Realize now that the `c=p_0^(n_0-min(n_0,k_0))p_1^(n_1-min(n_1,k_1))p_2^(n_2-min(n_2,k_2))ldots+p_0^(k_0-min(n_0,k_0))p_1^(k_1-min(n_1,k_1))p_2^(k_2-min(n_2,k_2))ldots` is not divisible by any of the prime factors `p_0,p_1,p_2,ldots` of `n` and `k`. This is because `c` is the sum of two terms, and exactly one of the terms is divisible by each of `p_0,p_1,p_2,ldots`

Thus, `c` does not share any prime factors with `n=p_0^(n_0)p_1^(n_1)p_2^(n_2)ldots` and `k=p_0^(k_0)p_1^(k_1)p_2^(k_2)ldots`.

So, since `gcd(n,k)` is the shared factor among `n`,`k`, and `n+k`, and there is no shared factors among `c=(n+k)/gcd(n,k)`, `n`, and `k`, the greatest shared common factor between `n+k` and either `n` or `k` must be `gcd(n,k)`.

Therefore, `gcd(n,k)=gcd(n,n+k)=gcd(k,n+k)`.

Answer 2

The greatest common divisor function, `gcd(a,b)`, returns the largest number `n` such that `n` is a factor of both `a` and `b`.

With this, we can proceed to prove that `gcd(n,k)=gcd(n,n+k)`.

Define `c=gcd(n,k)`. Then, `c|n` and `c|k`, where the notation `a|b` signifies that `b` is divisible by `a`. Then, it is obvious that `c|n+k`.

(For proof, `c|n` and `c|k` implies that `n=ac` and `k=bc`, where `a` and `b` are integers.

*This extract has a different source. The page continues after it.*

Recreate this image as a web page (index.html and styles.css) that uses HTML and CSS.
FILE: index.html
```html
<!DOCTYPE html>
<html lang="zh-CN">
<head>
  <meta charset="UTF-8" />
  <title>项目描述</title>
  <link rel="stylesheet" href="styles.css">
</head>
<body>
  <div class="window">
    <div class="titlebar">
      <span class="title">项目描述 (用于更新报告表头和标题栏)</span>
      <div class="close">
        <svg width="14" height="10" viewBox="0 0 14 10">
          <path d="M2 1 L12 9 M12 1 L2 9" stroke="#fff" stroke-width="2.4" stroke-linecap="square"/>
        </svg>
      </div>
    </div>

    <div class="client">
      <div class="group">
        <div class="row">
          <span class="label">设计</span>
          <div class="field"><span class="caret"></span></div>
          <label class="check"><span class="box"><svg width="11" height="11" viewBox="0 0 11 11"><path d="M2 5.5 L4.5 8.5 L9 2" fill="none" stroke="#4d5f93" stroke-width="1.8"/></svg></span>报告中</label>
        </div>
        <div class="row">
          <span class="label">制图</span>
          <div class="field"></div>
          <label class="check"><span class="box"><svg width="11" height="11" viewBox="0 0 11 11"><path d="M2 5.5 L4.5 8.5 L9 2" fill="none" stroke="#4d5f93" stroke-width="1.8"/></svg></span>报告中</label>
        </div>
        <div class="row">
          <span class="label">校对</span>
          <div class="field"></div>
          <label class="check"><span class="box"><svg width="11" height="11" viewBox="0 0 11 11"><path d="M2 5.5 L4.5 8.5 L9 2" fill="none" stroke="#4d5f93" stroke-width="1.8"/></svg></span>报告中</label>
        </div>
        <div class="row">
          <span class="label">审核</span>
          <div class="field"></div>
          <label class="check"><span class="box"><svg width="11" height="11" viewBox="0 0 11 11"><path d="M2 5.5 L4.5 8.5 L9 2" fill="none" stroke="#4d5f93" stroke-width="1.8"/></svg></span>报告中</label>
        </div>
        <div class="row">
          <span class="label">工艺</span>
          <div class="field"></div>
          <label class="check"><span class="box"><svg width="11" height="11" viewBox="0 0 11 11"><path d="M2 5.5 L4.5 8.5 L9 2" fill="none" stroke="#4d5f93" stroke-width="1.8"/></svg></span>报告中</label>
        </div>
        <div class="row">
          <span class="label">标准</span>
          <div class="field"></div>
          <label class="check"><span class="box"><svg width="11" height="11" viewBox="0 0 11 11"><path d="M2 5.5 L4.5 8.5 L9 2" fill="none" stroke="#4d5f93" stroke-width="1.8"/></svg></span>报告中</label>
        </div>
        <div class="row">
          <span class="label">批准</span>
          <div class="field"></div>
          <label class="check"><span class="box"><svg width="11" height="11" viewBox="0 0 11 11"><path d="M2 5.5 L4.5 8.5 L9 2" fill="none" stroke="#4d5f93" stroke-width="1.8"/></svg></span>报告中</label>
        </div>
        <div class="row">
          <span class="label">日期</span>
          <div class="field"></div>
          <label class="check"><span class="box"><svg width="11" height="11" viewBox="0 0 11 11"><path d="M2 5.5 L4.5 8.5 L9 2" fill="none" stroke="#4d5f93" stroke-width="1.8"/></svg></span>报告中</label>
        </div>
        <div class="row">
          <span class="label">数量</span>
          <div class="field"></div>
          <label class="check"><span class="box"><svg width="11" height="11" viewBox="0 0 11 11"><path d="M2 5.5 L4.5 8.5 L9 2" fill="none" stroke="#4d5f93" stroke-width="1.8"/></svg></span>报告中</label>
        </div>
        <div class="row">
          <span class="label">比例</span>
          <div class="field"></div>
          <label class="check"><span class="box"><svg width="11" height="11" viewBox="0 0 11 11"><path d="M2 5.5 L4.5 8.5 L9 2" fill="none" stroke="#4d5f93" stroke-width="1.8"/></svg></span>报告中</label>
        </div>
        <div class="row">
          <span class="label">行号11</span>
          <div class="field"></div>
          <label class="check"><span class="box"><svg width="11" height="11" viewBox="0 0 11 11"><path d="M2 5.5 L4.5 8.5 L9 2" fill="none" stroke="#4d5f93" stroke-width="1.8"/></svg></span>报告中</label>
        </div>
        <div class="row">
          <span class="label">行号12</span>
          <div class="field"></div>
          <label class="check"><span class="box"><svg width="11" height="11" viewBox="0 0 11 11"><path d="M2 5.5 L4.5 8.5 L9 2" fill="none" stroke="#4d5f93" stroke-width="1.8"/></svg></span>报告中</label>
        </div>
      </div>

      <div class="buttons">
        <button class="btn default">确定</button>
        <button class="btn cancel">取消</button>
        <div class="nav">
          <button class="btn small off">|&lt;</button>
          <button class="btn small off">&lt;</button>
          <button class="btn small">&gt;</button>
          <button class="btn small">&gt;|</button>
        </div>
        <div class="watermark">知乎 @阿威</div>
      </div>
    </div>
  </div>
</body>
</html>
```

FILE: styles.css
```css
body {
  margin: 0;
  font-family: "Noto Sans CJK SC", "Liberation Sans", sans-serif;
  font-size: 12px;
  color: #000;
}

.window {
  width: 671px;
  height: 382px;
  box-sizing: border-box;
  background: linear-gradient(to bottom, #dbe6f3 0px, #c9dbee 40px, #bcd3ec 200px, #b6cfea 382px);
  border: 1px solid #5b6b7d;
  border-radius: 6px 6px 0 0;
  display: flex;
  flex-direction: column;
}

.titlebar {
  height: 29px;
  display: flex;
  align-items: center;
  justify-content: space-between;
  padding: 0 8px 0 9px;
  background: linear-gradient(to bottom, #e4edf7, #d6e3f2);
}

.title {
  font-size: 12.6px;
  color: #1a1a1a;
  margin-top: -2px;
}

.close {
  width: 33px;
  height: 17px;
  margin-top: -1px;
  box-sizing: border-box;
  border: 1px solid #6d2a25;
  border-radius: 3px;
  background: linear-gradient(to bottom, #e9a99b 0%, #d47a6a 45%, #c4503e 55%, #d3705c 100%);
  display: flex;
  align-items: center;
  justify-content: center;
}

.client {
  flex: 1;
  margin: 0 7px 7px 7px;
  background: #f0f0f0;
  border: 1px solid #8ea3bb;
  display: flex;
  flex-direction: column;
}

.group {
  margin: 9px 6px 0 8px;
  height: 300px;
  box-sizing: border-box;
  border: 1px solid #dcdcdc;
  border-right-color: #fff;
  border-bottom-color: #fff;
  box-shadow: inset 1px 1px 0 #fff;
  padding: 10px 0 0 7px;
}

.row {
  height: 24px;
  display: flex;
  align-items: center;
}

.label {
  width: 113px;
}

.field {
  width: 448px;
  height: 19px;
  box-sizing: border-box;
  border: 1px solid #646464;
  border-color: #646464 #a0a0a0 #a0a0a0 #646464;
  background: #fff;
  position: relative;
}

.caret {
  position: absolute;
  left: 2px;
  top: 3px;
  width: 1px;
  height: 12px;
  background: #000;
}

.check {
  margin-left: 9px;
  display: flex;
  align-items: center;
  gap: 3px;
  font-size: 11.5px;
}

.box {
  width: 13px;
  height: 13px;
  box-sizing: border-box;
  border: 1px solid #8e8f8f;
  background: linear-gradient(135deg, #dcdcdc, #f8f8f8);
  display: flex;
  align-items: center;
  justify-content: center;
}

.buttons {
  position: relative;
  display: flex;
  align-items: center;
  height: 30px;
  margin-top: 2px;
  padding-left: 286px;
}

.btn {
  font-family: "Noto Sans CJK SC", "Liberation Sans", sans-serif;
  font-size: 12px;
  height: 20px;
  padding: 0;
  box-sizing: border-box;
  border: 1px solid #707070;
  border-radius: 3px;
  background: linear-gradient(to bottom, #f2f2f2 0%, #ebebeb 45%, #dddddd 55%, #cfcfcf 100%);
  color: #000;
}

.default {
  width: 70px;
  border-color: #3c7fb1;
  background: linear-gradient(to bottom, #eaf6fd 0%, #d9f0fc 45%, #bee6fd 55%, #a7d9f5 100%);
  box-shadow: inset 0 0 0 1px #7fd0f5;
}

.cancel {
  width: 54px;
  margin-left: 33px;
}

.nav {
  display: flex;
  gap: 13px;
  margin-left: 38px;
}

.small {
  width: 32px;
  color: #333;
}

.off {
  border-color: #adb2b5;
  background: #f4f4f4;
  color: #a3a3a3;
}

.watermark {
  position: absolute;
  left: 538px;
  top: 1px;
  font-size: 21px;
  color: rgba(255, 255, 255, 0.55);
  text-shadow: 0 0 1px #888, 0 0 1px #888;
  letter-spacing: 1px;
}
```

Then, `n+k=ac+bc=c(a+b)`, which means that `c|n+k`.)

So, we have shown that `c=gcd(n,k)` is a factor of `n`, `k`, and `n+k`. We now need to prove that `c` is the largest common factor of `n` and `n+k`.

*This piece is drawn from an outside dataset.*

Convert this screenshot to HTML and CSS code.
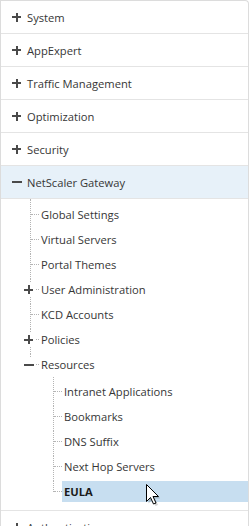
FILE: index.html
```html
<!DOCTYPE html>
<html>
<head>
<meta charset="utf-8">
<link rel="stylesheet" href="styles.css">
</head>
<body>
<div class="tree">
  <ul class="root">
    <li class="node"><div class="head"><span class="ico plus"></span><span>System</span></div></li>
    <li class="node"><div class="head"><span class="ico plus"></span><span>AppExpert</span></div></li>
    <li class="node"><div class="head"><span class="ico plus"></span><span>Traffic Management</span></div></li>
    <li class="node"><div class="head"><span class="ico plus"></span><span>Optimization</span></div></li>
    <li class="node"><div class="head"><span class="ico plus"></span><span>Security</span></div></li>
    <li class="node open">
      <div class="head active"><span class="ico minus"></span><span>NetScaler Gateway</span></div>
      <ul class="sub">
        <li class="item"><div class="lbl">Global Settings</div></li>
        <li class="item"><div class="lbl">Virtual Servers</div></li>
        <li class="item"><div class="lbl">Portal Themes</div></li>
        <li class="item has"><span class="ico plus sm"></span><div class="lbl">User Administration</div></li>
        <li class="item"><div class="lbl">KCD Accounts</div></li>
        <li class="item has"><span class="ico plus sm"></span><div class="lbl">Policies</div></li>
        <li class="item has last"><span class="ico minus sm"></span><div class="lbl">Resources</div>
          <ul class="sub2">
            <li class="item2"><div class="lbl">Intranet Applications</div></li>
            <li class="item2"><div class="lbl">Bookmarks</div></li>
            <li class="item2"><div class="lbl">DNS Suffix</div></li>
            <li class="item2"><div class="lbl">Next Hop Servers</div></li>
            <li class="item2 last"><div class="lbl sel">EULA</div></li>
          </ul>
        </li>
      </ul>
    </li>
    <li class="node"><div class="head"><span class="ico plus"></span><span>Authentication</span></div></li>
  </ul>
</div>
<svg class="cursor" width="14" height="22" viewBox="0 0 14 22">
  <path d="M1.5 1.5 L1.5 18.5 L5.5 14.5 L8.5 21 L11 20 L8 13.5 L13.5 13.5 Z" fill="#000" opacity="0.18" transform="translate(1 1)"/>
  <path d="M0.5 0.5 L0.5 17.5 L4.5 13.5 L7.5 20 L10 19 L7 12.5 L12.5 12.5 Z" fill="#fff" stroke="#000" stroke-width="1" stroke-linejoin="miter"/>
</svg>
</body>
</html>
```

FILE: styles.css
```css
html, body {
  margin: 0;
  padding: 0;
  background: #fff;
}
body {
  font-family: "Open Sans", "Liberation Sans", sans-serif;
  font-size: 11.2px;
  color: #363636;
}
.tree {
  width: 249px;
  box-sizing: border-box;
  border: 1px solid #dcdcdc;
  border-bottom: none;
  border-radius: 0 4px 0 0;
  overflow: hidden;
  height: 526px;
}
ul {
  list-style: none;
  margin: 0;
  padding: 0;
}
.head {
  height: 32px;
  display: flex;
  align-items: center;
  padding-left: 11px;
  border-bottom: 1px solid #e4e4e4;
}
.head.active {
  background: #e7f1f9;
}
.node.open {
  border-bottom: 1px solid #e4e4e4;
}
.ico {
  position: relative;
  width: 9px;
  height: 9px;
  margin-right: 6px;
  flex: none;
}
.ico::before, .ico::after {
  content: "";
  position: absolute;
  background: #4a4a4a;
}
.ico::before {
  left: 0;
  right: 0;
  top: 3.5px;
  height: 2px;
}
.plus::after {
  top: 0;
  bottom: 0;
  left: 3.5px;
  width: 2px;
}
.minus::before {
  left: 0;
  right: -1px;
}
.sub {
  padding: 5px 0 0;
}
.item, .item2 {
  position: relative;
  padding-bottom: 4px;
}
.item {
  padding-left: 38px;
}
.item::before, .item2::before {
  content: "";
  position: absolute;
  top: 0;
  bottom: 0;
  border-left: 1px dotted #b4b4b4;
}
.item::before { left: 29px; }
.item2::before { left: 12px; }
.item:first-child::before { top: -5px; }
.item2:first-child::before { top: -4px; }
.item.last::before, .item2.last::before {
  bottom: auto;
  height: 11px;
}
.item::after, .item2::after {
  content: "";
  position: absolute;
  top: 10px;
  width: 8px;
  border-top: 1px dotted #b4b4b4;
}
.item::after { left: 30px; }
.item2::after { left: 13px; }
.ico.sm {
  position: absolute;
  left: 23px;
  top: 6px;
  z-index: 1;
  background: #fff;
  box-shadow: 0 0 0 3px #fff;
  margin: 0;
}
.lbl {
  height: 21px;
  line-height: 21px;
  padding: 0 2px;
  white-space: nowrap;
}
.sub2 {
  padding-top: 6px;
  margin-left: -38px;
}
.item2 {
  padding-left: 61px;
}
.item2::before { left: 52px; }
.item2::after { left: 53px; }
.lbl.sel {
  background: #c7def0;
  font-weight: bold;
  color: #1a1a1a;
}
.cursor {
  position: absolute;
  left: 146px;
  top: 484px;
}
```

Suppose that there is a larger common factor between `n` and `n+k` called `d`. In other words, there exists a `d>c` such that `d|n` and `d|n+k`. But this implies that there exists integers `a` and `b` such that `n=ad` and `n+k=bd`, or `k=bd-n=bd-ad=d(b-a)`, or `k|d`.

But this is impossible since this entails that `d` is a common factor between `n` and `k`. Yet, `c`, which is defined as the greatest common divisor of `n` and `k` is smaller than `d`. Thus, the original assertion that there is a larger common factor between `n` and `n+k` called `d` such that `d>c` is false.

Then, we have proven that `c=gcd(n,k)` is a factor of both `n` and `n+k` and that there is no factor of `n` and `n+k` that is greater than `c`. By definition, `c` is then the greatest common divisor of `n` and `n+k`. Thus, `c=gcd(n,k)=gcd(n,n+k)`.

`"Q.E.D."`

Answer 3

Kindly refer to a Proof given in the Explanation.

Explanation:

Recall the Definition of GCD :

`"The "gcd(a;b)=c iff (g1): c |a, c|b; (g2): d|a, d|b rArr d|c`.

Suppose that, `gcd(n;k)=c and gcd(n;n+k)=c'`.

To prove that, `c=c'`.

`gcd(n;k)=c :. c|n and c|k. :. c|(n+k)`.

Thus, `c|n, c|(n+k)`.

Since, `gcd(n;n+k)=c' :.(g2)rArrc|c'............(ast^1)`.

Conversely, `gcd(n;n+k)=c' :. c'|n and c'|(n+k)`.

`:. c'|{(n+k)-n}, i.e., c'|k`. Thus, `c'|n, and c'|k`.

Then, since, `gcd(n;k)=c," by "(g2), c'|c.............(ast^2)`.

`"By "(ast^1) and (ast^2), c=c'`.

Enjoy Maths., and Spread the Joy!